En primera fila, hay mujeres esperando a que Juanes les provoque ternura hablando de amor y entendimiento entre las personas (si eso es acaso posible). Sus novios aguardan con aspecto menos fervoroso, aunque a ellos también les agrada el arrastre de romanticón rockero que destila el cetro de los sones latinos de los últimos tiempos. Si bien lo hacen, por aquello de que se les contagie algo de la galantería del colombiano.

En la arena del coliseo, a los paisanos de Juanes se les nota tensos, con ganas de soltar las caderas y bailar, aunque sea perdiendo las chancletas. Lo suyo es puro orgullo nacional. Es de rigor enarbolar banderas del país de García Márquez, aunque alguien acabe desportillado a codazo limpio. Según la termodinámica de la noche, el chubesqui de la piel corporal achicharra cuando las luces del monstruo de metal sobre el que se desgañitará el artista parpadean y deslumbran a las más de 6.000 personas que allí se acabildan, con un devocionario en la mano, por una religión cuya deidad es Juanes. En la intro, la percusión -lo mejor de la noche- lisonjea los tímpanos y el ritmo basal del organismo. Unas correctas guitarras preludian los acordes de A Dios le pido, aunque muchos se crean que es La camisa negra. Juanes sale como un tipo normal, de negro a plazo fijo. No es gratuito que la gente diga que él no necesita nada más para triunfar, y que es el cantante sin excipientes, pero con tatuajes. Muchas chicas vibran con los dibujos de sus bíceps en las pantallas, desatendiendo unas letras que él mismo demanda que se tarareen. Sin soltar la guitarra ­-educado, formal, creíble-, continúa con su mezcla de cumbia y rock sin pretenciosidad ni malditismo. Después de rogarle a diosito, el de Medellín se pone suspicaz berreando No creo en el jamás, un tema de su nuevo trabajo La vida es un ratico. Ya en Mala gente, los músicos despuntan y unas enormes manos de Bigfoot controlan los timbales que marcan la caja de ritmos de la banda.

Tras Clase de amor, Juanes encomia el dislate y la irracionalidad tomando por montera La noche, "loca, loca, loca, noche loca". Sin guitarra por bandolera, hace concesiones a la primera fila, con movimiento calentito, pero más íntegro que Ricky Martin.

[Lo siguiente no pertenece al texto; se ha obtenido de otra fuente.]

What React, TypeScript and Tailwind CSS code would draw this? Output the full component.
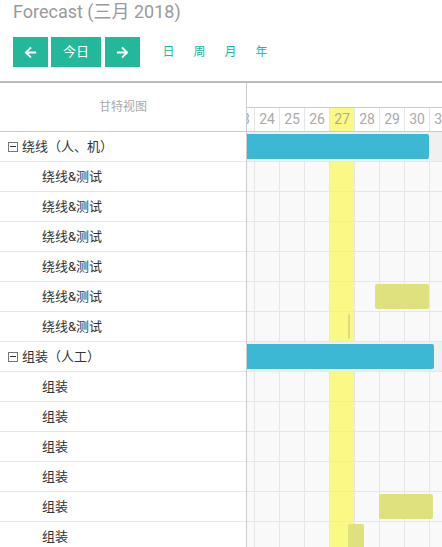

En una de éstas, Juanes recibe la visita de un globo en el escenario y lo devuelve con un chute delicado, sin traspiés. Y es cuando da las buenas noches a Palma, a sus compatriotas y a todos los que han ido a verle. No se olvida de echar el ancla en su ineludible solidaridad: "Vivan la paz y la libertad", pero sin nombrar explícitamente a Betancourt. Tras el saludo, el concierto se adentra en el pantano de las baladas. Un día normal, con estrellas en el tendido y en los palcos (la mitad a reventar), prepara los ánimos para Mi fotografía, con la que el cantante guiña ese ojo de tipo corriente que cuando quiere parece un espigón de noches infinitas.

Juanes se pone la camisa negra justo antes del bis, que se alarga sin premura por más de siete canciones. El cantante es un espécimen de los que se despelleja en directo, como todo aquél que tiene sangre de heavy metal en las venas. Que sí, Juanes lo era.